Il est peu probable que les fonderies de plaques aient fait appel Ă  des graphistes. Le nombre de modĂšles n’étant pas excessivement nombreux (bien que chaque ville ait souvent son propre dessin), on peut Ă©galement douter que ces entreprises aient un «designer de plaques» rĂ©sidant Ă  demeure. Le mystĂšre demeure. Toujours est-il que certains lettrages sont magnifiques.

Source: Nonpareille.net.

Lettrage géométrique à Dublin.

Source: Corentin N.

La lettre réduite au strict minimum.

Source: traque-aux-plaques, photo «Libby».

Une plaque de station essence, marquĂ©e du nom de l’entreprise.

Source: Nonpareille.net.

Effet de perspective.

Source: Nonpareille.net.

Un modÚle courant en France, avec des pleins situés systématiquement sur la gauche (y compris dans le «A»). Les «O», «U» et «G» semblent lestés par une horizontale inférieur un peu plus grasse. Le «K», rare en français, est plus hésitant dans son tracé.

Source: Nonpareille.net.

Le mĂȘme modĂšle en train de surfer sur une vague. Que signifie «GS»?

Source: Nonpareille.net.

Un modùle trùs proche repris pour le logo de l’utilitaire Bipper, chez Peugeot.

Si la disposition du texte sur certaines plaques se montre parfois audacieuse, d’autres revendiquent fiĂšrement un style typographique. Notamment une sĂ©rie de plaques commĂ©moratives des «24h du Mans», au Mans justement, oĂč les noms de cĂ©lĂšbres pilotes automobiles sont inscrits dans un fascinant lettrage Art DĂ©co.
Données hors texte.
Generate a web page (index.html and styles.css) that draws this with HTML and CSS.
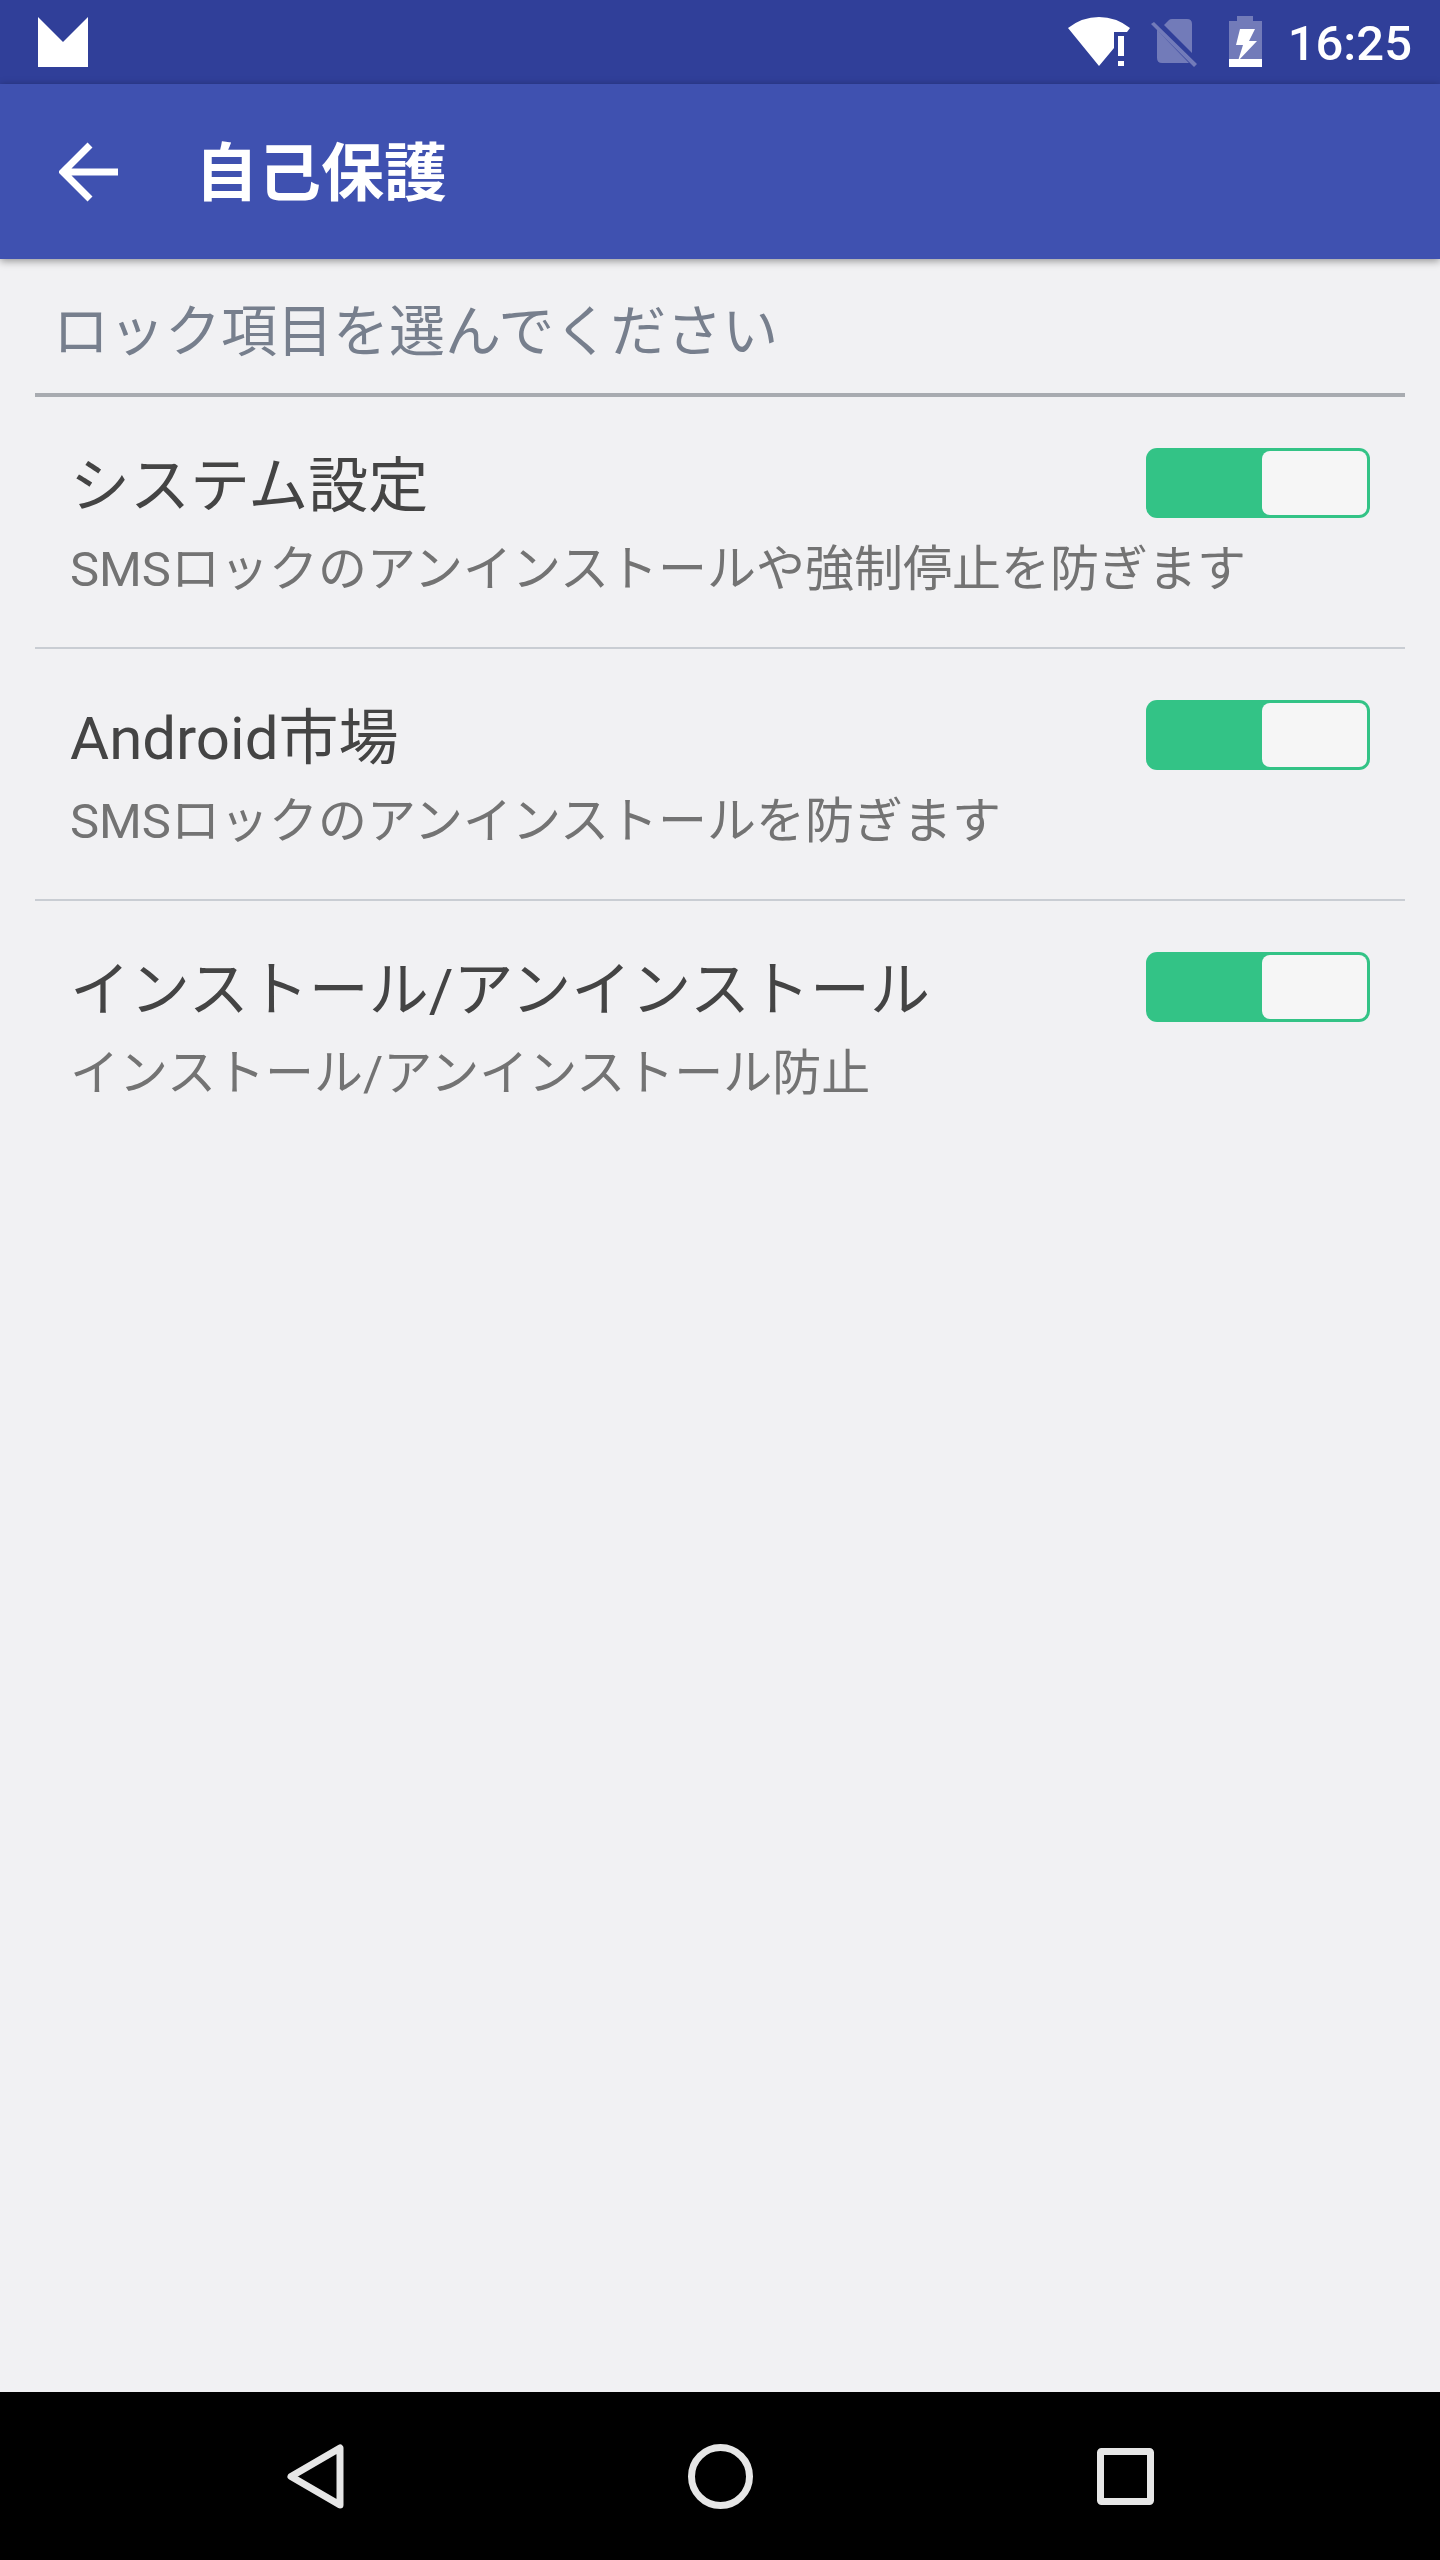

Source: traque-aux-plaques, photo «Elisabeth R.».

Source: traque-aux-plaques, photo «Elisabeth R.».

Source: traque-aux-plaques, photo «Elisabeth R.».

Source: traque-aux-plaques, photo «Elisabeth R.».

LĂ -aussi peut-ĂȘtre pour des raisons techniques, les lettres Ă  empattements sont rares. De nombreuses plaques romaines reprennent la devise SPQR (Senatus Populusque Romanus, «Le sĂ©nat et le peuple romain») dans un graphisme qu’on verrait bien figurer au catalogue de la fonderie turinoise Nebiolo Ă  la fin du XIXe siĂšcle. La nĂ©cessitĂ© de faire tenir la formule dans un cadre rectangulaire a rĂ©duit la queue du «Q» Ă  un minuscule ergot. Ailleurs dans Rome, une variante malhabile marque les plaques de l’«EUR» (Esposizione Universale di Roma, amĂ©nagement d’un quartier de Rome proposĂ© par le gouverneur de la ville, Giuseppe Bottai, dans les annĂ©es 1930). Cette ville nouvelle Ce quartier idĂ©al, voulu par l’État fasciste pour cĂ©lĂ©brer les vingt ans du pouvoir mussolinien, imite – avec faste et modernitĂ© – les splendeurs de la Rome antique, tout en en reprenant certains traits graphiques, comme le «V» utilisĂ© Ă  la place du «U» (cette derniĂšre lettre Ă©tait inconnue des romains de l’AntiquitĂ©). La mĂȘme citation se retrouve dans des plaques plus modernes, dans une linĂ©ale franche et, dĂ©sormais, intemporelle.

Source: nonpareille.net

Source: nonpareille.net

Source: nonpareille.net

Les lettres sont frĂ©quemment inscrites dans des cadres, qui permettent permettant ainsi de les isoler d’un fond criblĂ©, apte Ă  Ă©viter les glissades. Comme la majoritĂ© des plaques sont rondes, les cadres le deviennent souvent. L’occasion se prĂ©sente alors de tester des assemblages de lettres plus ou moins rĂ©ussi, contournant parfois l’obstacle d’une maniĂšre assez amusante.

Source: nonpareille.net

ACEA: Azienda Comunale Energia e Ambiente.

Source: Nonpareille.net

Plaque carrée mais cadre arrondi pour le texte. STIPEL abrÚge Società Telefonica Interregionale Piemontese E Lombarda.

Source: Istvan.gs.

Comment concilier le trou central – indispensable pour soulever la plaque – et un mot de trois lettres? Une charmante solution venue de Hongrie.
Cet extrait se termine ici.